Some cash-strapped small businesses will need to hire extra staff to check My Vaccine Passes, a business development executive warns.
The news comes as the Ministry of Business, Innovation and Employment is advising owners to provide staff with ''wording'' they can use if customers become abusive or they could consider calling police if behaviour escalates.
Rotorua and Taupō would start in the red traffic light setting on Friday. Businesses that required vaccine certificates would be able to operate with capacity limits and distancing.
However, businesses that opted not to use the certificates would have harsher restrictions and some - close-contact businesses, events, gyms - would not be able to operate.
Markets Twelve 21 business development executive Julia Haira said there would be a "no certificate no entry" process in place.
But the markets' small businesses were "struggling" with hiring extra staff to mandate the certificates.
"We've had to find the money from somewhere. And I imagine other small businesses have this issue as well [which] is the extra resources that come at a cost to the businesses, not the Government.''
Haira said the markets would hire security "to avoid any conflicts with the public".
"I guess having that security badge suggests enforcement and it takes some of the pressure off us and our small businesses.
"But again it's a catch 22 - where do we find the finances to be able to get these extra people?"
She said the impact would be "detrimental" due to the loss of unvaccinated customers.
"Markets are doing okay at the moment - we are turning over profits. They're not large profits but they are able to sustain themselves in business in the current climate."
Rotorua Top 10 Holiday Park owner Jared Adams said he was looking at implementing a "no vax no stay" measure because he wanted customers and staff to feel "as safe as possible".
Adams said the business would be checking vaccine passes with the verifier app or people could send them through before arriving.
"We are in very new territory so we're just trying to do our absolute best as we can with it.
"We're not sure what to expect ... this is the most unique Christmas we probably have ever had thrown our way."
Adams said Rotorua had been "absolutely slaughtered" without domestic and international tourism.
"We were 70 per cent international prior to Covid so this has all been quite difficult."
Co-owner of Brew Bar and Croucher Brewing Paul Croucher said staff would be checking vaccine passes "at the greeting phase".
He had created "a little holding area" because it was not always obvious to some customers what to do upon entry.
"By creating that little 'please wait here', it makes it a little bit more explicit and that's a good opportunity for them [staff] to check those passes."
Croucher said it was not "a huge impediment" to check vaccine passes but it would mean an increased labour load.

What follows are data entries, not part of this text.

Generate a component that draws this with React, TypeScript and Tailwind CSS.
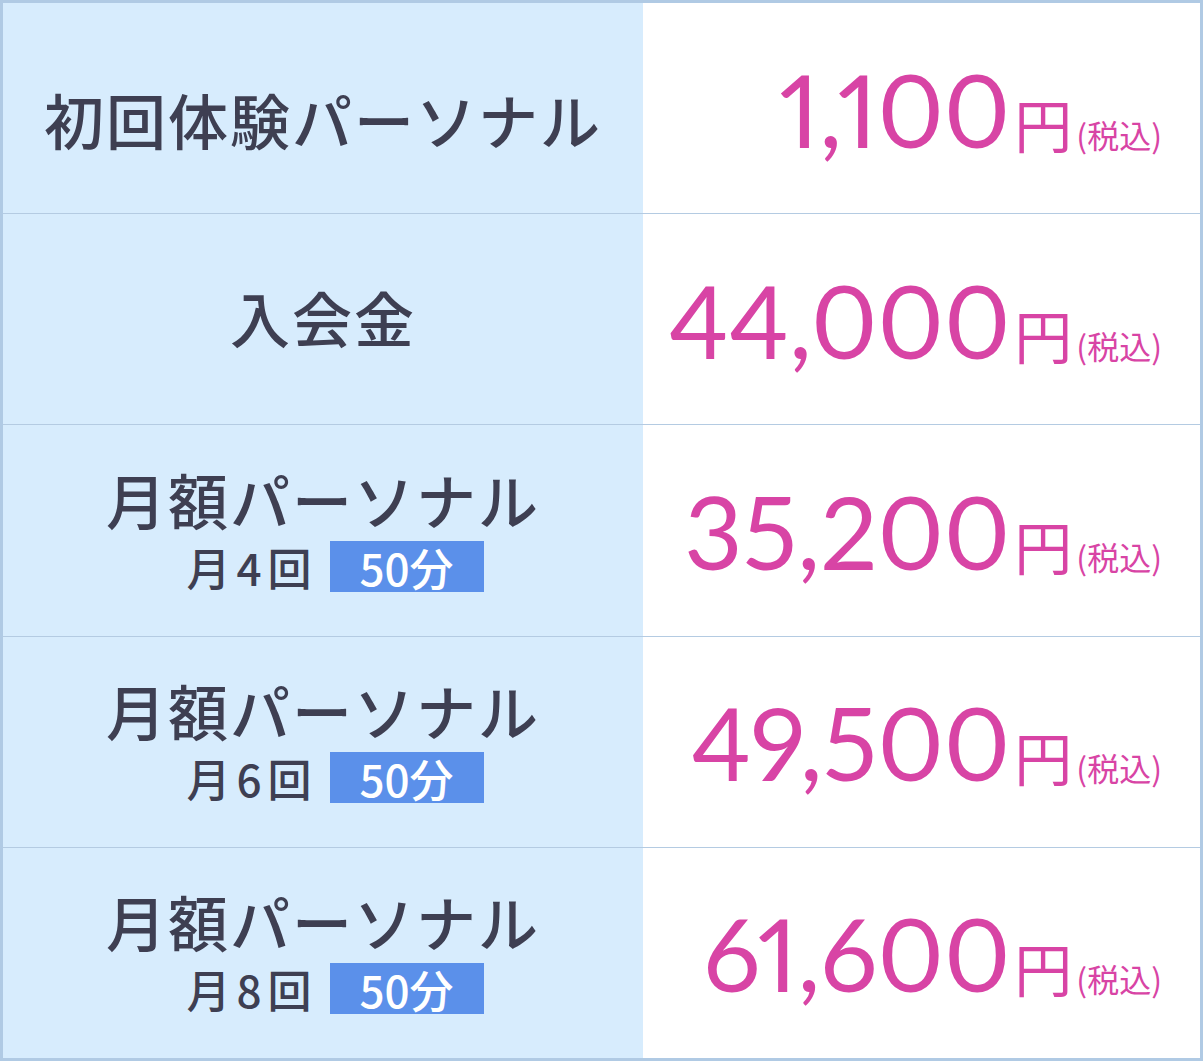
const jp = { fontFamily: '"Noto Sans CJK JP", "Noto Sans", sans-serif' };

type Plan = {
  label: string;
  times?: string;
  price: string;
};

const plans: Plan[] = [
  { label: "初回体験パーソナル", price: "1,100" },
  { label: "入会金", price: "44,000" },
  { label: "月額パーソナル", times: "月4回", price: "35,200" },
  { label: "月額パーソナル", times: "月6回", price: "49,500" },
  { label: "月額パーソナル", times: "月8回", price: "61,600" },
];

function Label({ plan, first }: { plan: Plan; first: boolean }) {
  if (!plan.times) {
    return (
      <div
        className={`text-[60px] leading-none font-medium tracking-[2px] text-[#3e3f52] ${first ? "pt-[22px]" : "pb-[4px]"}`}
        style={jp}
      >
        {plan.label}
      </div>
    );
  }
  return (
    <div className="flex flex-col items-center" style={jp}>
      <div className="text-[60px] leading-none font-medium tracking-[2px] text-[#3e3f52]">{plan.label}</div>
      <div className="mt-[12px] flex items-center pl-[24px]">
        <span className="text-[44px] leading-none font-medium tracking-[6px] text-[#3e3f52]">{plan.times}</span>
        <span className="ml-[12px] flex h-[51px] w-[154px] items-center justify-center bg-[#5b90ea] text-[44px] font-medium leading-[44px] text-white">
          50分
        </span>
      </div>
    </div>
  );
}

function Price({ value }: { value: string }) {
  return (
    <div className="flex items-baseline text-[#d844a5] pt-[2px]">
      <span
        className="text-[101px] leading-none proportional-nums"
        style={{ fontFamily: 'Lato, "Noto Sans", sans-serif' }}
      >
        {value}
      </span>
      <span className="ml-[4px] text-[58px] leading-none" style={jp}>
        円
      </span>
      <span className="ml-[4px] text-[32px] leading-none" style={jp}>
        (税込)
      </span>
    </div>
  );
}

export default function App() {
  return (
    <div className="h-[1061px] w-[1203px] bg-white">
      <div className="flex h-full w-full flex-col border-[3px] border-[#b0cae4]">
        {plans.map((plan, i) => (
          <div
            key={i}
            className={`flex flex-1 ${i > 0 ? "border-t border-[#b4cbe2]" : ""}`}
          >
            <div className="flex w-[640px] items-center justify-center bg-[#d7ecfd]">
              <Label plan={plan} first={i === 0} />
            </div>
            <div className="flex flex-1 items-center justify-end bg-white pr-[38px]">
              <Price value={plan.price} />
            </div>
          </div>
        ))}
      </div>
    </div>
  );
}
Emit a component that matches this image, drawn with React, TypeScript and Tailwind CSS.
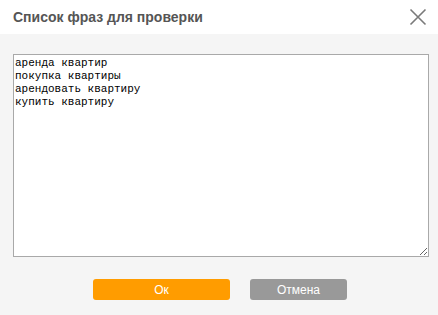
export default function App() {
  const phrases = ["аренда квартир", "покупка квартиры", "арендовать квартиру", "купить квартиру"];

  return (
    <div className="flex h-[315px] w-[438px] flex-col bg-[#f5f5f5] font-['Liberation_Sans',Arial,sans-serif]">
      <div className="flex h-[34px] items-center justify-between bg-white pl-[13px] pr-[8px]">
        <h1 className="text-[14px] font-bold text-[#555555]">Список фраз для проверки</h1>
        <button className="flex h-[24px] w-[24px] items-center justify-center text-[#7a7a7a]">
          <svg width="18" height="18" viewBox="0 0 18 18" fill="none" stroke="currentColor" strokeWidth="1.6">
            <path d="M1.5 1.5 L16.5 16.5 M16.5 1.5 L1.5 16.5" />
          </svg>
        </button>
      </div>

      <div className="flex flex-1 flex-col px-[13px] pt-[20px]">
        <textarea
          className="h-[203px] w-[416px] resize-y border border-[#a9a9a9] bg-white px-[1px] py-[2px] font-['Liberation_Mono',monospace] text-[11px] leading-[13px] text-black outline-none"
          defaultValue={phrases.join("\n")}
        />

        <div className="mt-[22px] ml-[2px] flex justify-center gap-[20px]">
          <button className="h-[21px] w-[137px] rounded-[3px] bg-[#ff9c00] text-[12px] text-white">Ок</button>
          <button className="h-[21px] w-[97px] rounded-[3px] bg-[#999999] text-[12px] text-white">Отмена</button>
        </div>
      </div>
    </div>
  );
}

However with the Auckland border coming down on December 15, this would create "more opportunity" for business, but being in Red could make Rotorua "a less attractive destination", he said.
Polynesian Spa chief executive Gert Taljaard said he was "confident" the business would be ready from Friday.
Taljaard said he was looking at deploying some seasonal workers for the checking of vaccine passes but this was "not too much of a burden". Current staff would also be checking passes.
He said it was "hard to say" what the impact would be on the business, but for Rotorua overall, some people might find it "a bit more difficult to operate".
Rotorua Chamber of Commerce chief executive Bryce Heard said a lot of tourism businesses that had already been through "two poor seasons" could not face a third.
"It's affecting everything from occupancy rates in accommodation through to hospitality, cafes, restaurants, events are particularly affected.
"The only answer I can see is if people get out and get vaccinated."
In his view, Heard wanted the Government to "set out in black-and-white irrevocable terms what we have to do to get to Orange, because we don't understand that".
Rotorua president for the Restaurant Association of New Zealand Sharon Wallace said members were "set up" for the traffic light system.
"We want to be positive about everything and move forward."
Retail NZ was asking people to be calm and understanding as businesses geared up for Friday.
Chief executive Greg Harford said 2021 has been a tumultuous year for retailers and it hoped there would be some light at the end of the Covid tunnel.
A spokesman from the Ministry of Business, Innovation and Employment recommended employers gave staff wording they can use if things escalate so they can de-escalate a situation.
"We recommend you are clear when workers should walk away or decide not to continue to engage with the person.
"You should also consider what kind of behaviour might mean you call the Police and indicate that abuse of your staff will not be tolerated."
Ministry of Health data showed as of Monday, 88 per cent of the eligible Lakes District Health Board population had received one dose, and 79 per cent were fully vaccinated.
No new cases of Covid-19 were announced yesterday in the Lakes DHB region. The total cases for Lakes remained at 26, including three who had recovered.
The Department for the Prime Minister and Cabinet and the Ministry of Business, Innovation and Employment have been approached for comment.